USA – The Houston Chronicle (1999)

Ethics code of The Houston Chronicle, published 29 January 1999, last updated 17 February 1999.

Human resources guide
Exactly what constitutes a conflict of interest or an unethical business practice is both a moral and a legal question. The Houston Chronicle recognizes and respects the individual employee’s right to engage in activities outside of his or her employment which are private in nature and do not in any way conflict with or reflect poorly on the company. Management reserves the right, however, to determine when an employee’s activities represent a conflict with the company’s interests and to take whatever action is necessary to resolve the situation – including terminating the employee.

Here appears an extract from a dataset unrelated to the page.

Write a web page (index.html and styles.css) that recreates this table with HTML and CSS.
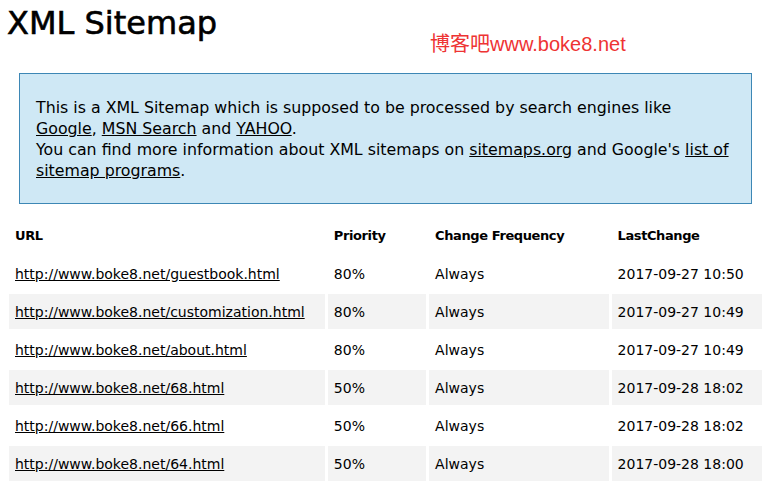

It is not possible in a general policy statement of this sort to define all of the various circumstances and relationships that would be considered unethical. The list below suggests some of the types of activity that could reflect in a negative way on the employee’s personal integrity, job duties and responsibilities in an ethical manner:

– simultaneous employment by another firm, particularly if the other firm is a competitor or supplier;

– carrying on company business with a firm in which the employee, or a close relative of the employee, has a substantial ownership or interest;

– holding a substantial interest in, or participating in the management of, a firm to which the company makes sales or from which it makes purchases;

– borrowing money from customers or firms, other than recognized loan institutions, from which our company buys services, materials, equipment, or supplies;

– accepting substantial gifts or excessive entertainment from an outside organization, agency or customer;

– speculating or dealing in materials, equipment, supplies, services, or property purchased by the company;

– participating in civic or professional organization activities in a manner whereby confidential company information is divulged;

– misusing privileged information or revealing confidential data to outsiders;

– using one’s position in the company or knowledge of its affairs for outside personal gains;

– engaging in practices or procedures that violate anti-trust laws or other laws regulating the conduct of company business.

Employment by the Chronicle carries with it a responsibility to be constantly aware of the importance of ethical conduct. Employees must refrain from taking part in, or exerting influence in, any transaction in which their own interests may conflict with the best interests of the Chronicle.